Capital and start-up costs associated with the proposed changes to the FFIEC 009 and FFIEC 009a reports that are the subject of this submission are expected to be negligible. An institution that does not have an LEI would not be required to obtain one for purposes of reporting it on the FFIEC 009 and FFIEC 009a.


14. Estimates of Annualized Cost to the Federal Government


The Federal Reserve Bank of New York collects and processes the FFIEC 009 and 009a reports on behalf of the three banking agencies. Since the March 31, 2012, report date, submission of reports has been via the Federal Reserve System’s “Reporting Central” application. Therefore, there are no direct costs to the FDIC.


15. Reason for Change in Burden


There is no change in burden associated with this submission.

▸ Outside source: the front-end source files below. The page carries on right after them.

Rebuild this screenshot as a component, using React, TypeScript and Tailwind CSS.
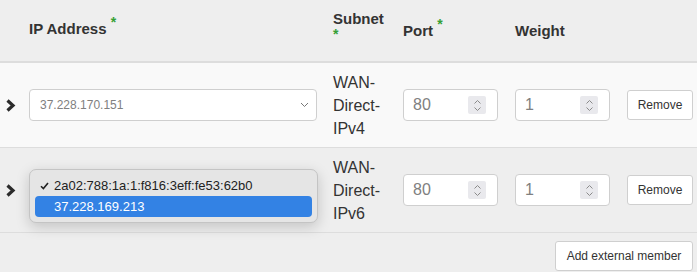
const cols = "grid grid-cols-[21px_304px_70px_112px_112px_1fr]"

type Member = {ip: string; subnet: string[]; port: string; weight: string; open?: boolean}

const members: Member[] = [
  {ip: "37.228.170.151", subnet: ["WAN-", "Direct-", "IPv4"], port: "80", weight: "1"},
  {ip: "", subnet: ["WAN-", "Direct-", "IPv6"], port: "80", weight: "1", open: true},
]

function Star() {
  return <sup className="text-[14px] text-[#35a035]">*</sup>
}

function ChevronRight() {
  return (
    <svg width="11" height="13" viewBox="0 0 11 13" className="block">
      <path d="M2.5 1.5 L8 6.5 L2.5 11.5" fill="none" stroke="#2b2b2b" strokeWidth="3.2" />
    </svg>
  )
}

function Select({value}: {value: string}) {
  return (
    <div className="flex h-[32px] w-[288px] items-center justify-between rounded-[4px] border border-[#cfcfcf] bg-white pl-[10px] pr-[7px] text-[12px] text-[#808080]">
      <span>{value}</span>
      <svg width="9" height="6" viewBox="0 0 9 6">
        <path d="M1 1 L4.5 4.5 L8 1" fill="none" stroke="#777" strokeWidth="1" />
      </svg>
    </div>
  )
}

function NumberInput({value}: {value: string}) {
  return (
    <div className="flex h-[32px] w-[95px] items-center justify-between rounded-[4px] border border-[#cfcfcf] bg-white pl-[9px] pr-[11px] text-[16px] text-[#808080]">
      <span>{value}</span>
      <div className="flex h-[18px] w-[18px] flex-col items-center justify-center gap-[3px] rounded-[2px] bg-[#e9e9ed]">
        <svg width="7" height="4" viewBox="0 0 7 4">
          <path d="M0.5 3.5 L3.5 0.5 L6.5 3.5" fill="none" stroke="#8a8a8a" strokeWidth="1" />
        </svg>
        <svg width="7" height="4" viewBox="0 0 7 4">
          <path d="M0.5 0.5 L3.5 3.5 L6.5 0.5" fill="none" stroke="#8a8a8a" strokeWidth="1" />
        </svg>
      </div>
    </div>
  )
}

function Button({children, className}: {children: React.ReactNode; className?: string}) {
  return (
    <button
      className={`h-[30px] rounded-[3px] border border-[#cfcfcf] bg-white text-[12px] text-[#333] ${className || ""}`}>
      {children}
    </button>
  )
}

function Popup() {
  return (
    <div className="absolute left-0 top-[-5px] z-10 w-[289px] rounded-[7px] border border-[#c4c4c4] bg-[#e5e5e5] px-[5px] py-[5px] text-[13px] shadow-[0_4px_14px_rgba(0,0,0,0.18)]">
      <div className="flex h-[21px] items-center text-[#222]">
        <svg width="9" height="8" viewBox="0 0 9 8" className="ml-[5px] mr-[5px]">
          <path d="M1 4.2 L3.4 6.6 L8 1" fill="none" stroke="#222" strokeWidth="1.6" />
        </svg>
        <span>2a02:788:1a:1:f816:3eff:fe53:62b0</span>
      </div>
      <div className="flex h-[21px] items-center rounded-[4px] bg-[#3382e4] pl-[19px] font-medium text-white">
        37.228.169.213
      </div>
    </div>
  )
}

export default function App() {
  return (
    <div className="min-h-screen w-[697px] bg-[#eeeeee] font-['Liberation_Sans',Arial,sans-serif] text-[#333]">
      {/* Header */}
      <div className={`${cols} h-[63px] items-center border-b-2 border-[#dddddd] bg-[#eeeeee] text-[15px] font-bold leading-[21px]`}>
        <div />
        <div className="px-2 pb-[4px]">
          IP Address <Star />
        </div>
        <div className="self-start px-2 pt-[8px]">
          <div>Subnet</div>
          <div className="h-[10px] text-[14px] leading-[10px] text-[#35a035]">*</div>
        </div>
        <div className="px-2 pb-[1px]">
          Port <Star />
        </div>
        <div className="px-2 pb-[1px]">Weight</div>
        <div />
      </div>

      {/* Rows */}
      {members.map((m, i) => (
        <div
          key={i}
          className={`${cols} items-center border-b border-[#dddddd] ${i === 0 ? "bg-[#f9f9f9]" : "bg-[#eeeeee]"}`}>
          <div className="pl-[5px]">
            <ChevronRight />
          </div>
          <div className="px-2">
            <div className="relative">
              <Select value={m.ip} />
              {m.open && <Popup />}
            </div>
          </div>
          <div className="px-2 pb-[7px] pt-2 text-[16px] leading-[23px] text-[#333]">
            {m.subnet.map((s) => (
              <div key={s}>{s}</div>
            ))}
          </div>
          <div className="px-2">
            <NumberInput value={m.port} />
          </div>
          <div className="px-2">
            <NumberInput value={m.weight} />
          </div>
          <div className="px-2">
            <Button className="w-[66px]">Remove</Button>
          </div>
        </div>
      ))}

      {/* Footer */}
      <div className="flex justify-end pr-[4px] pt-[8px]">
        <Button className="w-[138px]">Add external member</Button>
      </div>
    </div>
  )
}
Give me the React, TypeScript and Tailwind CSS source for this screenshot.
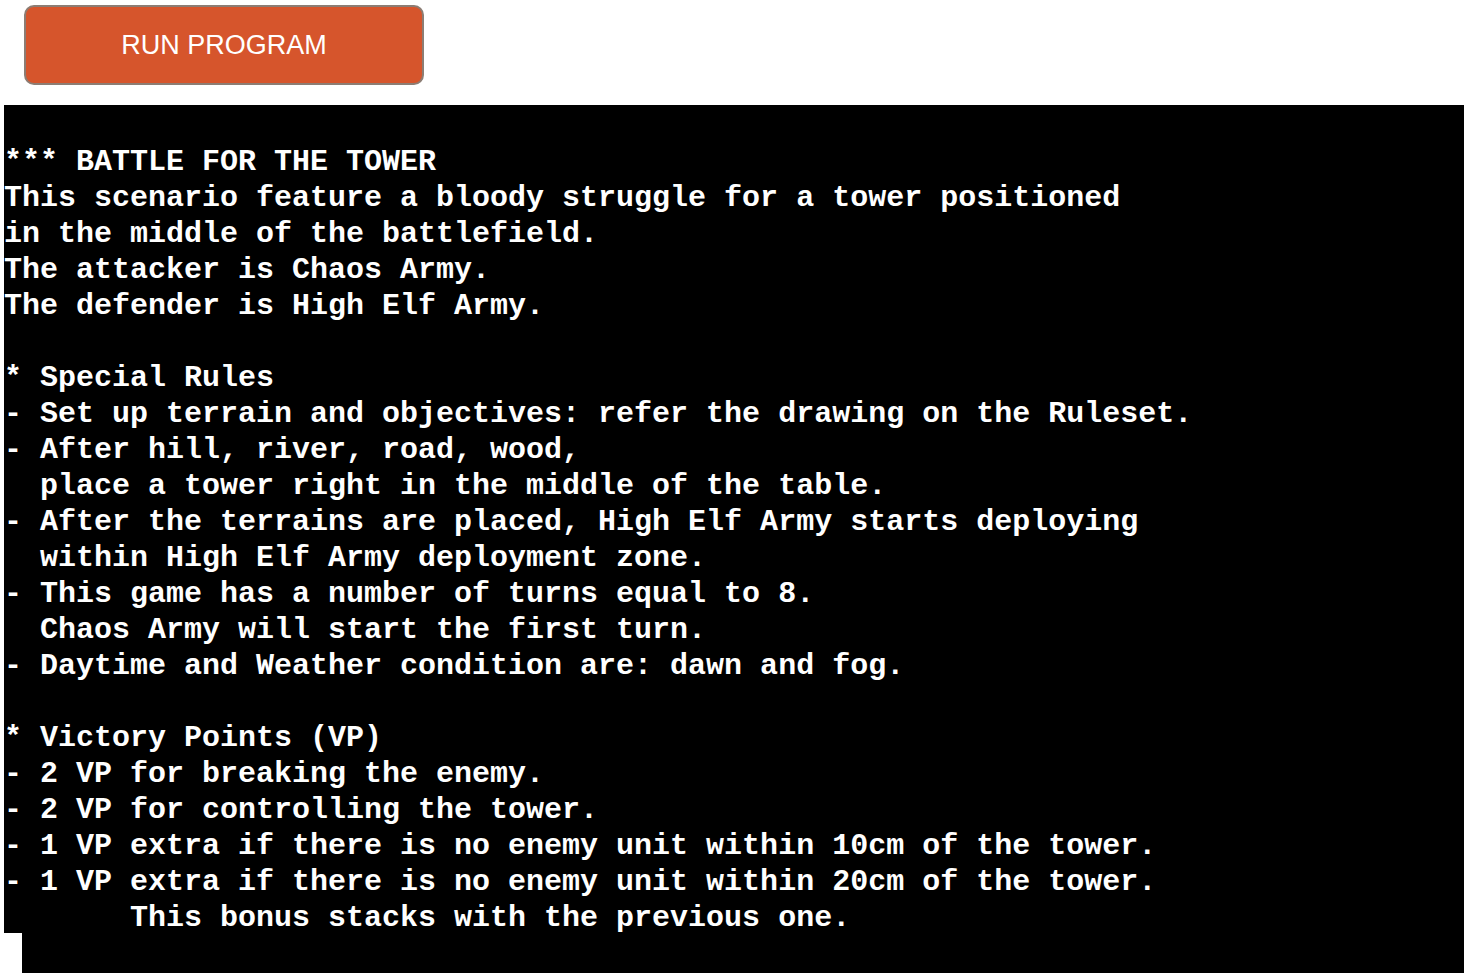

The agencies are not proposing to revise the country exposure information required to be reported on the FFIEC 009 or the FFIEC 009a reporting forms. As previously stated, the proposal to have institutions provide their LEI on the FFIEC 009 and the FFIEC 009a reporting forms, only if they already have an LEI, is expected to have a negligible effect on reporting burden. In addition, there is no change in the number of FDIC-supervised institutions subject to the country exposure reporting requirements.


16. Publication


Certain aggregate data reported in the FFIEC 009 report are made available to the public by the FFIEC in a quarterly Statistical Release. This aggregate information is available to banks, government agencies, and the public. The quarterly FFIEC 009a report is available to the public on an individual banking institution basis. The Statistical Release and individual institutions’ FFIEC 009a reports can be accessed at https://www.ffiec.gov/E16.htm.


17. Display of Expiration Date


Not applicable.


18. Exceptions to Certification


None.



B. STATISTICAL METHODS


Not applicable.




1 FR Y-9C; OMB No. 7100-0128.

2 Call Report; FFIEC 031; OMB Nos. 7100-0036, 3064-0052, 1557-0081.